Foxygen had its share of struggles in 2013, and breakup rumors and a broken leg managed to overshadow some truly incredible live performances. As multi-instrumentalist Jonathan Rado told us recently, “The public doesn’t really know that during that time was the time that we were the best, you know? We were just playing really, really awesome shows. We were really on our game.” Don’t believe him? Check out the band’s SXSW set at the Paste party below.
5. Built to Spill
Earlier this year Built to Spill announced their new lineup, which features bassist Jason Albertini and drummer Steve Gere. The fresh rhythm section breathed new life into the band, resulting in one of its strongest tours…well, ever.
4. Janelle Monae
There are few live acts today who can transform a crowd into a post-apocalyptic dance party in a matter of minutes and then turn around and stop you in your tracks with an arresting slow jam. Janelle Monáe can do it all, whether she’s tipping on the tightrope or wowing us with a killer Prince cover. Who knew the second coming of James Brown would be a tuxedo-clad android?
3. Father John Misty
He’s good-looking; skinny, with a thin beard and long hair, like a younger Wayne Coyne. He could easily stand quietly behind a microphone and let the waves of love pour in, or he could give off a faint waggish aura with a slick grin or two and revel in the swoons. Instead, he casts aside all reservation and turns the dial up to a level reserved for true divas.The trait that pegs him as someone different—a person unlikely to fit into a comfortable indie rock mold—are the eyes. We need an adjective for these kind of eyes, which initially look sort of dead and expressionless, but are actually resisting expression as a sort of semi-angry, semi-ironic, semi-playful challenge. Think of Zach Galifianakis, and you’ll get the idea. There’s something there that refuses to confess the feelings beneath, and it keeps you off guard. They also draw you in, because you want to understand and be part of the joke, and avoid their implied mockery.
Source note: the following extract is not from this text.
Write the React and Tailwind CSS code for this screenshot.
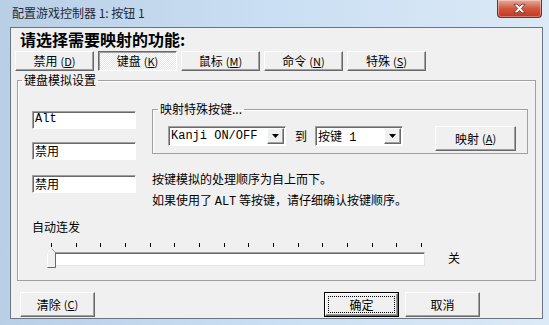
import React from "react";

const raised =
  "flex items-center justify-center bg-[#f0f0f0] border border-t-white border-l-white border-r-[#696969] border-b-[#696969] shadow-[inset_-1px_-1px_0_#a0a0a0]";
const sunken =
  "bg-white border border-t-[#a0a0a0] border-l-[#a0a0a0] border-r-white border-b-white shadow-[inset_1px_1px_0_#696969]";
const mono = "font-['Liberation_Mono','Noto_Sans_CJK_SC',monospace]";

const Arrow = () => (
  <div className={`${raised} w-[17px] h-full`}>
    <svg width="7" height="4" viewBox="0 0 7 4">
      <path d="M0 0h7L3.5 4z" fill="#000" />
    </svg>
  </div>
);

const Combo = ({ width, children }) => (
  <div className={`${sunken} flex h-[20px] items-stretch p-[1px]`} style={{ width }}>
    <div className={`flex-1 pl-[1px] text-[12px] leading-[16px] ${mono}`}>{children}</div>
    <Arrow />
  </div>
);

const Field = ({ children, className = "" }) => (
  <div className={`${sunken} h-[18px] w-[104px] pl-[2px] text-[12px] leading-[15px] ${className}`}>
    {children}
  </div>
);

const Key = ({ k }) => (
  <span className="ml-[3px] text-[11px]">
    (<u>{k}</u>)
  </span>
);

const tabs = [
  ["禁用", "D"],
  ["键盘", "K"],
  ["鼠标", "M"],
  ["命令", "N"],
  ["特殊", "S"],
];

export default function App() {
  const ticks = Array.from({ length: 16 });
  return (
    <div className="w-[549px] h-[325px] overflow-hidden flex flex-col bg-gradient-to-r from-[#b9cfe6] via-[#cadff3] to-[#dce9f6] font-['Noto_Sans_CJK_SC',sans-serif] text-black">
      {/* title bar */}
      <div className="h-[27px] flex items-start justify-between">
        <div className="pl-[12px] pt-[5px] text-[12px] leading-[16px] text-[#1e2a38]">
          配置游戏控制器 1: 按钮 1
        </div>
        <div className="mr-[7px] w-[45px] h-[18px] flex items-center justify-center rounded-b-[4px] border border-t-0 border-[#7b2b1f] bg-gradient-to-b from-[#e9a997] via-[#d2573f] to-[#c2361f] shadow-[inset_0_0_0_1px_rgba(255,255,255,0.35)]">
          <svg width="13" height="11" viewBox="0 0 13 11">
            <path
              d="M1 1.5L4 1l2.5 2.5L9 1l3 .5L8.3 5.5 12 9.5 9 10 6.5 7.5 4 10l-3-.5 3.7-4z"
              fill="#fff"
              stroke="#5a2a24"
              strokeWidth="0.8"
            />
          </svg>
        </div>
      </div>

      {/* client area */}
      <div className="ml-[10px] w-[533px] h-[292px] border border-[#6b7480] bg-[#f0f0f0] flex flex-col">
        <div className="h-[23px] pl-[9px] pt-[1px] text-[16px] font-bold leading-[20px]">
          请选择需要映射的功能:
        </div>

        <div className="flex gap-[4px] pl-[4px] h-[20px]">
          {tabs.map(([t, k]) =>
            k === "K" ? (
              <div
                key={k}
                className="w-[79px] h-full flex items-center justify-center text-[12px] border border-t-[#696969] border-l-[#696969] border-r-white border-b-white shadow-[inset_1px_1px_0_#a0a0a0] bg-[repeating-conic-gradient(#ffffff_0_25%,#e6e6e6_0_50%)] bg-[length:2px_2px]"
              >
                {t}
                <Key k={k} />
              </div>
            ) : (
              <div key={k} className={`${raised} w-[79px] h-full text-[12px]`}>
                {t}
                <Key k={k} />
              </div>
            )
          )}
        </div>

        <fieldset className="ml-[6px] mt-[2px] w-[519px] h-[208px] border border-[#a0a0a0] shadow-[inset_1px_1px_0_#ffffff]">
          <legend className="ml-[4px] px-[2px] text-[12px] leading-[14px]">键盘模拟设置</legend>

          <div className="flex h-[126px]">
            <div className="ml-[14px] mt-[24px] flex flex-col">
              <Field className={mono}>Alt</Field>
              <Field className="mt-[13px]">禁用</Field>
              <Field className="mt-[15px]">禁用</Field>
            </div>

            <div className="ml-[16px] mt-[15px] flex flex-col">
              <fieldset className="w-[376px] h-[57px] border border-[#a0a0a0] shadow-[inset_1px_1px_0_#ffffff]">
                <legend className="ml-[5px] px-[2px] text-[12px] leading-[14px]">映射特殊按键...</legend>
                <div className="flex items-start mt-[10px] ml-[15px]">
                  <Combo width={118}>Kanji ON/OFF</Combo>
                  <span className="ml-[9px] text-[12px] leading-[20px]">到</span>
                  <span className="ml-[8px]">
                    <Combo width={88}>
                      <span className="font-['Noto_Sans_CJK_SC',sans-serif]">按键</span> 1
                    </Combo>
                  </span>
                  <div className={`${raised} ml-[32px] w-[81px] h-[25px] text-[12px]`}>
                    映射
                    <Key k="A" />
                  </div>
                </div>
              </fieldset>
              <div className="mt-[14px] text-[12px] leading-[21px]">
                <p>按键模拟的处理顺序为自上而下。</p>
                <p>
                  如果使用了 <span className={mono}>ALT</span> 等按键，请仔细确认按键顺序。
                </p>
              </div>
            </div>
          </div>

          <div className="mt-[6px] pl-[14px] text-[12px] leading-[16px]">自动连发</div>

          <div className="mt-[8px] ml-[33px] w-[371px] h-[4px] flex justify-between">
            {ticks.map((_, i) => (
              <span key={i} className="w-[1px] h-full bg-black" />
            ))}
          </div>

          <div className="mt-[1px] flex items-start h-[20px]">
            <div className="relative ml-[29px] w-[378px] h-[20px]">
              <div className="absolute left-[1px] right-0 top-[4px] h-[14px] bg-white border border-t-[#a0a0a0] border-l-[#a0a0a0] border-r-[#e3e3e3] border-b-[#e3e3e3] shadow-[inset_1px_1px_0_#696969]" />
              <svg className="absolute left-0 top-0" width="9" height="20" viewBox="0 0 9 20">
                <path d="M0.5 19.5V4.5L4.5 0.5L8.5 4.5V19.5Z" fill="#f0f0f0" stroke="#a0a0a0" />
                <path d="M0.5 19.5V4.5L4.5 0.5" fill="none" stroke="#ffffff" />
                <path d="M8.5 4.5V19.5H0.5" fill="none" stroke="#696969" />
              </svg>
            </div>
            <span className="ml-[23px] mt-[3px] text-[12px] leading-[14px]">关</span>
          </div>
        </fieldset>

        <div className="mt-[11px] flex h-[25px]">
          <div className={`${raised} ml-[9px] w-[75px] h-full text-[12px]`}>
            清除
            <Key k="C" />
          </div>
          <div className="ml-[229px] w-[75px] h-full border border-black">
            <div className={`${raised} w-full h-full text-[12px] p-[2px]`}>
              <div className="w-full h-full flex items-center justify-center border border-dotted border-black">
                确定
              </div>
            </div>
          </div>
          <div className={`${raised} ml-[6px] w-[75px] h-full text-[12px]`}>取消</div>
        </div>
      </div>
    </div>
  );
}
You see the eyes, you become curious, and you sense that the evening will not be normal.—Shane Ryan (Read Shane Ryan’s full piece, “Father John Misty Does Not Hate You,” here)
2. Paul McCartney
What is there more to say about Paul McCartney’s Bonnaroo set, other than it was basically perfect? The family in front of me, which sported three generations, was singing every word with Sir Paul from opening note to the blinding fireworks for “Live and Let Die” to the closing cymbal crashes of the Abbey Road medley, and I’m left to wonder if I’ll ever see another artist that can do this in my lifetime. Needless to say, it was truly one of the more special concert experiences I’ve had. And although McCartney could have just showed up, played the three hours of hits (it’s hard to think of many artists that can truly fill that period of time without lulling the crowd), he gave back as much to the audience as they did to him. The set was filled with hit after hit, with McCartney making smart and considerate choices with the deeper catalog and leaning heavily on Wings and Beatles material. We even got one song McCartney hadn’t performed live until this tour, Sgt. Pepper’s “Lovely Rita.” He was a joker, teasing “Woah, someone has some pretty good weed up front. What are you trying to do to me?” and an emotional storyteller, dedicating several songs to Lennon, Linda McCartney and his current wife Nancy, not to mention the absolutely beautiful ukulele version of “Something” he dedicated to Harrison. Long story short, we were all McCartney fans, but the crowd—which I could not see an end to in any direction, even on my tippy-toes—walked away almost feeling like his friend. It’s exceptional to make hundreds of thousands of buds with just a Hofner bass, a piano and that beautiful voice of Paul’s.—Tyler Kane
1. Neutral Milk Hotel
Seeing Neutral Milk Hotel live in the year 2013 is a little like catching a glimpse of Bigfoot, and part of what made their shows so enjoyable this year was the palpable excitement surrounding Jeff Mangum and company. As Tyler Kane wrote about their Mountain Oasis set, “The crowd was just like you’d think, populated with curious youngsters who made too-late discoveries on the beauty of In the Aeroplane Over the Sea or OGNMH folks who pulled their dusty old All Stars out of the closet for a weekend away in Asheville. No matter which of these audience members you looked at, they were all eating it up once a corduroy-blazered Scott Spillane marched out for soundcheck with his unmistakable white beard, or when a wool sweater-draped Jeff Mangum trotted out on stage to take on “Two-Headed Boy,” the band fully arriving for a thunderous take on “The Fool.” It was a career-spanning set, one that hit respectfully on Aeroplane and On Avery Island and was bookended by “Two-Headed Boy” sections before going into deep cuts for a second encore with “Ferris Wheel on Fire” and “Engine.” Young’uns and old fans alike walked out completely satisfied.”